Race is not mentioned really at all, other than the fantasy version of race: Winn is a half-troll. This does not mean that there is no representation of other people, it just means that the reader can make assumptions about a character's physical characteristics on their own, for the most part.
Recommendations
Anyone who wants a fairly quick historical fantasy read, should check this out. People who love lesbian romance should give it a go, as well.
Will I read it again?
Audrey might not pick this one back up again, but Scott likely will. Given how much he loves creating D&D characters based off of books he’s read, it is absolutely possible that our friends may see a super-strong half-troll or a fire witch in future campaigns. He has already made an mini-figure interpretation of Winn using the Hero Forge website.
Language: 4 out of 5
The language used in this story is very interesting. Delly uses an awkward and whimsical dialect full of made up words and portmanteaus, which helps create the levity of the book and shows her lack of formal education. Overall, all of the awkwardness of the language is purposeful and written intentionally by the author.
Story: 3 out of 5
The story was somewhat predictable, but had enough original elements to keep you captivated the majority of the time. The creative setting and unique voice of this story keep you going when the story gets a little slow. This story did exactly what it was written to do: entertain readers. It’s not going to be a story from which readers will walk away with a new perspective on life and love, but it is good escapist fiction.

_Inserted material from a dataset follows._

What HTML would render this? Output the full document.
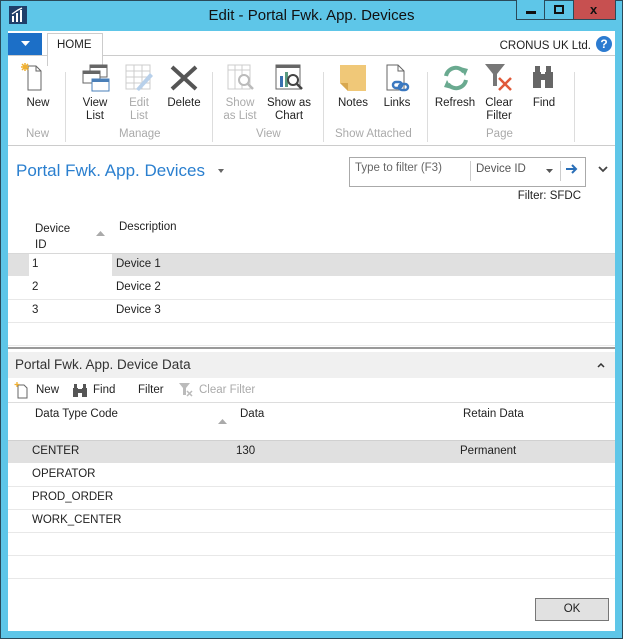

Difficulty: Somewhere between Basic and Good Challenge
This book is not at all difficult, though some readers might have a hard time with the dialect. It’s definitely part of the charm of the story, but it tripped us up at first.
Sexiness/Spicyness Level: 2 of 5
Wholesome physical affection, getting as far as a hand on a thigh and some making out. No on-screen touching of genitals in any way, though it is implied that neither Delly nor Winn are unfamiliar with the concept. It’s more like Winn wants to woo Delly into marriage and has bought into the purity culture concept that she needs to wait because Delly is “special.”